Travelogue 1212 – 2 October
Conscience It’s sure that Brunelleschi’s dome was immediately famous. I imagine it took only a generation for the building to become an established symbol of the city. For Florentines, for Tuscans, and perhaps farther. Certainly, the popes cast a jealous eye on Florence’s architectural achievements.
By the time of Lorenzo the Magnificent’s waning years, when he wrote his essay on sonnets, when young Michelangelo was getting started, impressing patrons with his first productions, the Duomo was half a century old, still exciting, while also slipping into the background, an unchanging component of scenery on a stage set for great things.
By the time a century had passed since the Duomo was consecrated, Lorenzo’s great grandson, Cosimo, was ruling as the Duke of Florence. Duke was a title created by the Medici pope, Clement VII, for his illegitimate son, Alessandro. Alessandro did not last long; he was murdered by a jealous cousin. Duke Cosimo ruled then for more than thirty years. Perhaps the young lutenist, Vincenzo, played for Cosimo in his first years as duke. Cosimo was a great patron of the arts, after all.
The world was different than in Brunelleschi’s day. The republican past seemed a romance. But the Duomo still stood, one hundred years old, gathering soot from hearth fires, tall symbol of the city of art and influence, and still a source of pride. To give some perspective, the Empire State Building is just approaching the completion of its first century now. And the Eiffel Tower is approaching 140 years.
Michelangelo, son of Florence, was in Rome. He felt nervous in Medici Florence. A Medici was also in charge of Rome, but the second Medici pope, Clement VII, was a liberal-minded and a generous man, having less need than the Medici in Florence for continuous consolidation of power. The Florentine republican instinct died hard. One of Clement’s last acts of patronage before he passed away in 1534 was to commission the “Last Judgement” in the Sistine Chapel from Michelangelo. The artist carried on with the huge fresco, through the rest of the decade, under the reign of Paul III.

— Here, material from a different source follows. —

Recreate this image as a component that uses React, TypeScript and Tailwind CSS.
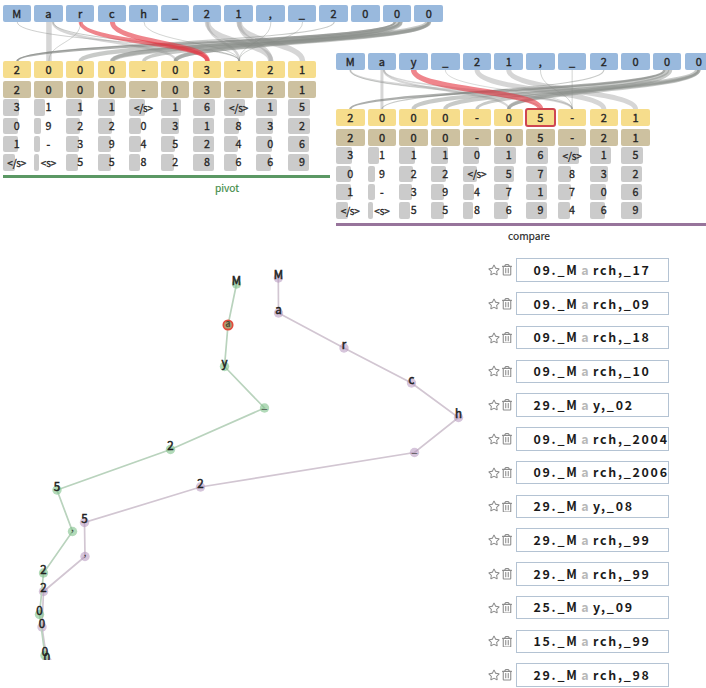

Paul III was a Farnese, a friend of the Medici. The sculptor and the pope may have known each other from Lorenzo’s days in Florence, when Farnese studied under the Florentine humanist, Giulio Pomponio Leto. The new pope was an old man, but he was alert, ambitious, and tireless. He was a reformer. The Protestant rebellion was in full swing in northern Europe. In the year of Paul’s accession, Luther completed his German translation of the Bible. In response to the rebellion, the pope launched a stern reform movement, the first sincere response to Protestant accusations of corruption. He called the Council of Trent. He oversaw sincere efforts to root out abuses among the Curia.
He also oversaw an aggressive reaffirmation of church doctrine along conservative lines. He approved the founding of the Jesuit order. And, in history, his pontificate became known as the starting point of the Counter-Reformation, a force of some magnitude over the next few centuries.
However, history is messier than the colourful maps that divide Europe into solid blocks of territory. People wrestled with their conscience in every country. Even in Rome. Even Michelangelo, artist for the popes, struggled with his conscience.